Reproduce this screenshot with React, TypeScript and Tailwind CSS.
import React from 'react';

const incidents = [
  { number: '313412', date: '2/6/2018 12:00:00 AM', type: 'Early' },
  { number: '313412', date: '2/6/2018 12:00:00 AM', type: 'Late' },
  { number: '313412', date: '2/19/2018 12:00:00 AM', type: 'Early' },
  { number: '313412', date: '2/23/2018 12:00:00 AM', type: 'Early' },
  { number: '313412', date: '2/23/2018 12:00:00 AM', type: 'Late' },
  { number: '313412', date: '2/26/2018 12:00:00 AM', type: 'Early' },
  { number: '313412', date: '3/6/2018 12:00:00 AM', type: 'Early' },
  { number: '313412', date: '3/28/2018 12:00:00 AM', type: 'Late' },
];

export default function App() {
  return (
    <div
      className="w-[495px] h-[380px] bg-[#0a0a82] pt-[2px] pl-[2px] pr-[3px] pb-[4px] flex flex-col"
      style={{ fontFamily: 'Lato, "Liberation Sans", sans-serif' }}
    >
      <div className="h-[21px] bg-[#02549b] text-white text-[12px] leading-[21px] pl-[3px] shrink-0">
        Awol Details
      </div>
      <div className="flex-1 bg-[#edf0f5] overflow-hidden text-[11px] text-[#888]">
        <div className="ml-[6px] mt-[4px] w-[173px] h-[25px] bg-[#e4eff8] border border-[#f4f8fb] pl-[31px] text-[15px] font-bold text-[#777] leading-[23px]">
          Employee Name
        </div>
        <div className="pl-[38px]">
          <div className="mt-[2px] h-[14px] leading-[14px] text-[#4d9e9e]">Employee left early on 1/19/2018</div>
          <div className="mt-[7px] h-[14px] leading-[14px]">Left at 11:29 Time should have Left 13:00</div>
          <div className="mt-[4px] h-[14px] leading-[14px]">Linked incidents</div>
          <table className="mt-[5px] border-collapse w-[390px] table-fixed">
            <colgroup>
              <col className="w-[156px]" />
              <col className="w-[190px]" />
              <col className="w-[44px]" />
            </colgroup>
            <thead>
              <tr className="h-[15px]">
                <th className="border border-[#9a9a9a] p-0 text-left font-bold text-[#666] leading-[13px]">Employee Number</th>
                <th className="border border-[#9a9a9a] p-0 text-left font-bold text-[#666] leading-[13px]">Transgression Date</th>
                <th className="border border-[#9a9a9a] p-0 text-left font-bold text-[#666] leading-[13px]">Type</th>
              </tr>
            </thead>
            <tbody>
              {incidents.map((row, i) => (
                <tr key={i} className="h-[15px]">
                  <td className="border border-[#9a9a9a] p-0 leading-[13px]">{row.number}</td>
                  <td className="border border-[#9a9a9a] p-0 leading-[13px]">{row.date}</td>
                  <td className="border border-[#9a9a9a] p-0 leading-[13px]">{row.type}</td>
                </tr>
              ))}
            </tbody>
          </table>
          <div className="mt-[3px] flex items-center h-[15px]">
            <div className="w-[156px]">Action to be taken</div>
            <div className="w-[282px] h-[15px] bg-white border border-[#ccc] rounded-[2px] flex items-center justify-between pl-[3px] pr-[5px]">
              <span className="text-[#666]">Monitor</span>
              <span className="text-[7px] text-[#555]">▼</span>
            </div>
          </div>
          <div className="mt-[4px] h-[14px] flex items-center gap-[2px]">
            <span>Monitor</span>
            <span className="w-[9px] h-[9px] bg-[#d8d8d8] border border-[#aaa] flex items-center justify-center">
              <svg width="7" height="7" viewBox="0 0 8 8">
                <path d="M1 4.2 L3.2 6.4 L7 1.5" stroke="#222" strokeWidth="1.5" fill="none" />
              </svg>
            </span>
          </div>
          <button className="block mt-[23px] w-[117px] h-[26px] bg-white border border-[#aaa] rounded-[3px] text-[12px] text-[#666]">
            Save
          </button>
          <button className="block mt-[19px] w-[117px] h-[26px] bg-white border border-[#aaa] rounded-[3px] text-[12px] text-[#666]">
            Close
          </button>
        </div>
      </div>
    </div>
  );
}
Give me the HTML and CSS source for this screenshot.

•••

• **Goal of the exercise**:
Please transcribe, exactly and with nothing added, the lines from the first line of the material above through the line that contains "import React from 'react';".

• **The response**:
Reproduce this screenshot with React, TypeScript and Tailwind CSS.
import React from 'react';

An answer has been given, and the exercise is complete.